Ainda de acordo com Cármen Lúcia, o Convênio 106/17 teria perdido sua eficácia desde o julgamento da ADI 5659, por se tratar de ato regulamentador do art. 2º da LC nº 87/1996, editado com base em interpretação tida como inconstitucional pelo STF. Ao assim decidir, a Ministra corrobora com a possibilidade de prevalecer a tese de que os Estados não seriam competentes para tributar transações com bens digitais.
Por último, neste mês de dezembro, o STF concluiu o julgamento do Tema 590 no RE 688223, relativo à incidência de ISS sobre contratos de licenciamento de programas de computador desenvolvidos para clientes de forma personalizada.

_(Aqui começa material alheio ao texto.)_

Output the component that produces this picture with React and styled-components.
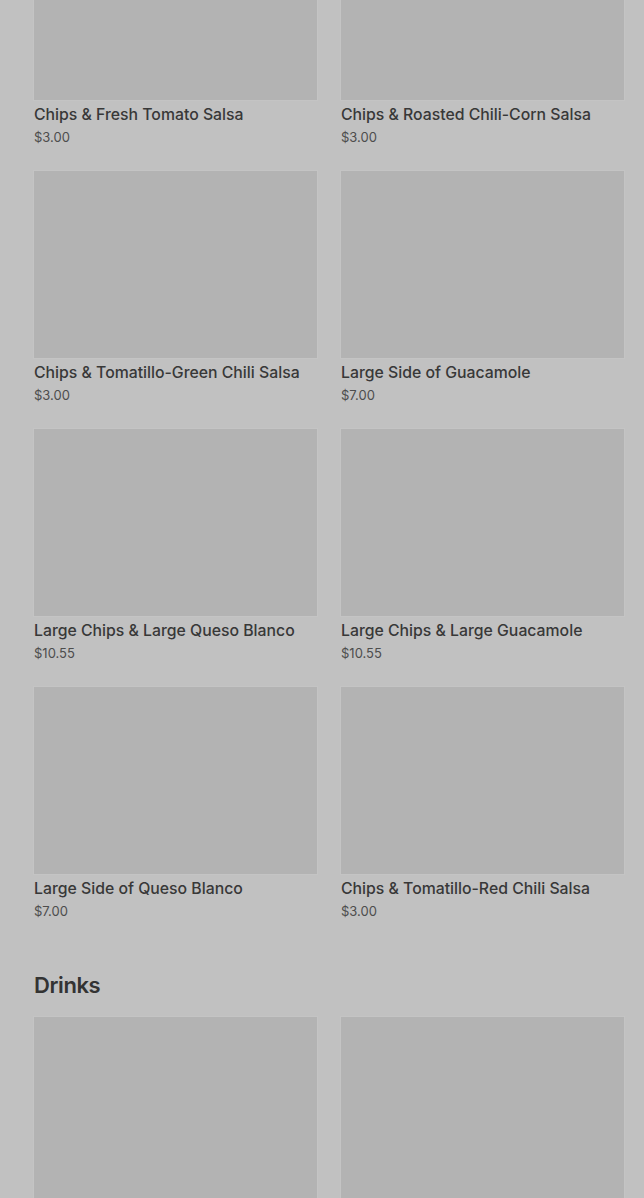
import React from "react";
import styled, { createGlobalStyle } from "styled-components";

const GlobalStyle = createGlobalStyle`
  html, body {
    margin: 0;
    padding: 0;
    background: #c1c1c1;
    overflow: hidden;
  }
  body {
    font-family: Inter, "Noto Sans", Roboto, sans-serif;
    color: #333333;
  }
`;

const Page = styled.div`
  height: 1198px;
  overflow: hidden;
  background: #c1c1c1;
`;

// page is scrolled, first row of images starts above the fold
const Main = styled.main`
  margin-top: -87px;
  padding: 0 20px 0 34px;
`;

const Section = styled.section`
  & + & {
    margin-top: 51px;
  }
`;

const SectionTitle = styled.h2`
  margin: 0 0 18px;
  font-size: 22px;
  line-height: 28px;
  font-weight: 600;
  letter-spacing: -0.4px;
  color: #333333;
`;

const Grid = styled.div`
  display: grid;
  grid-template-columns: 283px 283px;
  column-gap: 24px;
  row-gap: 25px;
`;

const Card = styled.div`
  display: flex;
  flex-direction: column;
`;

const Photo = styled.div`
  height: 187px;
  background: #b3b3b3;
  box-shadow: 0 0 0 1px rgba(255, 255, 255, 0.06);
`;

const Name = styled.div`
  margin-top: 5px;
  font-size: 15.8px;
  line-height: 20px;
  font-weight: 500;
  color: #383838;
  white-space: nowrap;
`;

const Price = styled.div`
  margin-top: 3px;
  font-size: 13px;
  line-height: 18px;
  font-weight: 400;
  color: #4d4d4d;
`;

const sides = [
  { name: "Chips & Fresh Tomato Salsa", price: "$3.00" },
  { name: "Chips & Roasted Chili-Corn Salsa", price: "$3.00" },
  { name: "Chips & Tomatillo-Green Chili Salsa", price: "$3.00" },
  { name: "Large Side of Guacamole", price: "$7.00" },
  { name: "Large Chips & Large Queso Blanco", price: "$10.55" },
  { name: "Large Chips & Large Guacamole", price: "$10.55" },
  { name: "Large Side of Queso Blanco", price: "$7.00" },
  { name: "Chips & Tomatillo-Red Chili Salsa", price: "$3.00" },
];

// only the photos of the drinks are above the fold
const drinks = [{ id: "water" }, { id: "soda" }];

function MenuItem({ item }) {
  return (
    <Card>
      <Photo />
      {item.name && <Name>{item.name}</Name>}
      {item.price && <Price>{item.price}</Price>}
    </Card>
  );
}

export default function App() {
  return (
    <Page>
      <GlobalStyle />
      <Main>
        <Section>
          <Grid>
            {sides.map((item) => (
              <MenuItem key={item.name} item={item} />
            ))}
          </Grid>
        </Section>
        <Section>
          <SectionTitle>Drinks</SectionTitle>
          <Grid>
            {drinks.map((item) => (
              <MenuItem key={item.id} item={item} />
            ))}
          </Grid>
        </Section>
      </Main>
    </Page>
  );
}
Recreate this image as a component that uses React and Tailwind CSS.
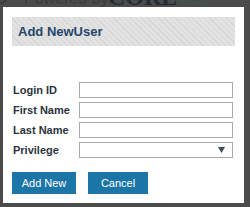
export default function App() {
  const rows = ['Login ID', 'First Name', 'Last Name'];

  return (
    <div className="w-[250px] h-[207px] bg-[#4b4b4b] relative overflow-hidden" style={{ fontFamily: '"Liberation Sans", Arial, sans-serif' }}>
      {/* faded page behind the overlay */}
      <div className="absolute top-[-10px] left-[-6px] w-[14px] h-[14px] rounded-full border-2 border-[#3c3c3c]" />
      <div className="absolute top-[-10px] left-[24px] text-[16px] leading-[18px] text-[#3b3b3b] whitespace-nowrap">Powered by</div>
      <div className="absolute top-[-16px] left-[108px] text-[24px] leading-[26px] font-bold text-[#222b36] whitespace-nowrap" style={{ fontFamily: '"Liberation Serif", serif' }}>
        CORE
      </div>
      <svg className="absolute top-0 left-[180px]" width="40" height="7" viewBox="0 0 40 7">
        <path d="M0 0 Q15 3 30 6" stroke="#3a5a4a" strokeWidth="1.5" fill="none" />
      </svg>

      <div className="absolute left-[3px] top-[7px] w-[241px] h-[196px] bg-white px-[9px] pt-[10px]">
        {/* Header */}
        <div
          className="h-[29px] w-[223px] flex items-center pl-[6px]"
          style={{
            backgroundColor: '#e2e2e2',
            backgroundImage:
              'repeating-linear-gradient(45deg, #e2e2e2 0px, #e2e2e2 3px, #d6d6d6 3px, #d6d6d6 4px)',
          }}
        >
          <span className="text-[13px] font-bold text-[#25466b]">Add NewUser</span>
        </div>

        {/* Form */}
        <div className="mt-[36px] flex flex-col gap-[4px]">
          {rows.map((label) => (
            <div key={label} className="flex items-center h-[16px]">
              <span className="w-[67px] pl-[1px] text-[11px] font-bold text-[#2b3440]">{label}</span>
              <input className="w-[154px] h-[16px] border border-[#a9a9a9] bg-white outline-none" />
            </div>
          ))}
          <div className="flex items-center h-[16px]">
            <span className="w-[67px] pl-[1px] text-[11px] font-bold text-[#2b3440]">Privilege</span>
            <div className="w-[154px] h-[16px] border border-[#a9a9a9] bg-white flex items-center justify-end pr-[7px]">
              <svg width="7" height="6" viewBox="0 0 7 6">
                <path d="M0 0 H7 L3.5 6 Z" fill="#3f4e5a" />
              </svg>
            </div>
          </div>
        </div>

        {/* Buttons */}
        <div className="mt-[14px] flex gap-[12px]">
          <button className="w-[64px] h-[22px] bg-[#1b75a7] text-white text-[11px]">Add New</button>
          <button className="w-[60px] h-[22px] bg-[#1b75a7] text-white text-[11px]">Cancel</button>
        </div>
      </div>
    </div>
  );
}
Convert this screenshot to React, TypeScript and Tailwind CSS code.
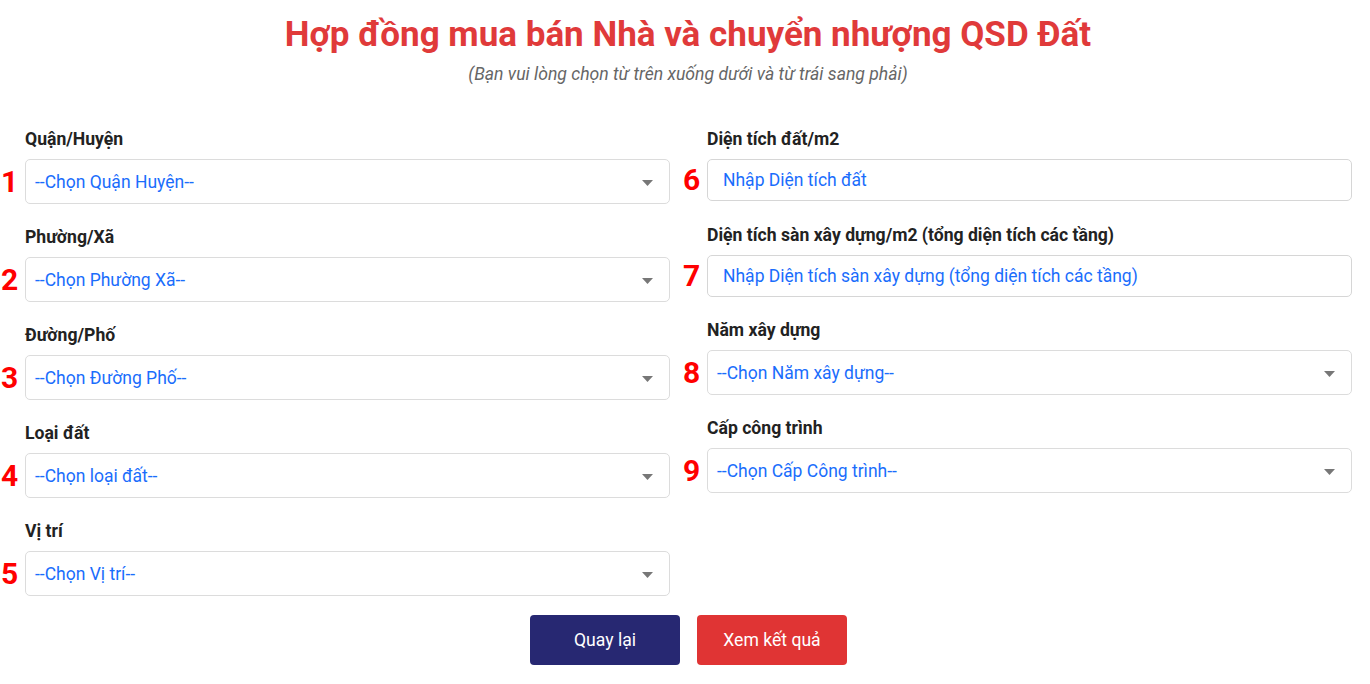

No mesmo rumo do decidido nas ADI 1945 e 5659, os Ministros destacaram que, independentemente do tipo de software, se produzido à medida do cliente ou para o consumo, nas licenças de uso de software há obrigação de fazer, devendo incidir o imposto municipal[3].
Sem sombra de dúvida, todos esses pronunciamentos do STF deixam marcas sólidas e seguras para a tributação do software: superam a taxionomia software de prateleira e software por encomenda; conquanto admitam mercadoria como bem intangível, reforçam a transferência de propriedade do bem como condição para incidência do ICMS; e concluem que o licenciamento de uso de software, sob qualquer modalidade - padronizado ou personalizado -, configura prestação de serviço passível de tributação pelo ISS.
[1] Doutora e Mestre em Direito Tributário pela PUC-SP. Professora do IBET. Autora dos livros "As Sanções no Direito Tributário" e "Tributação de Software". Advogada no escritório Barros Carvalho Advogados Associados
[2] Leasing financeiro, RE 547.245 e RE 651.703 e Planos de Saúde, RE n. 651.703.
[3] Tese de repercussão geral fixada pelo STF: ?É constitucional a incidência do ISSQN no licenciamento ou na cessão de direito de uso de programas de computação desenvolvidos para clientes de forma personalizada, nos termos do subitem 1.05 da lista anexa à LC nº 116/2003?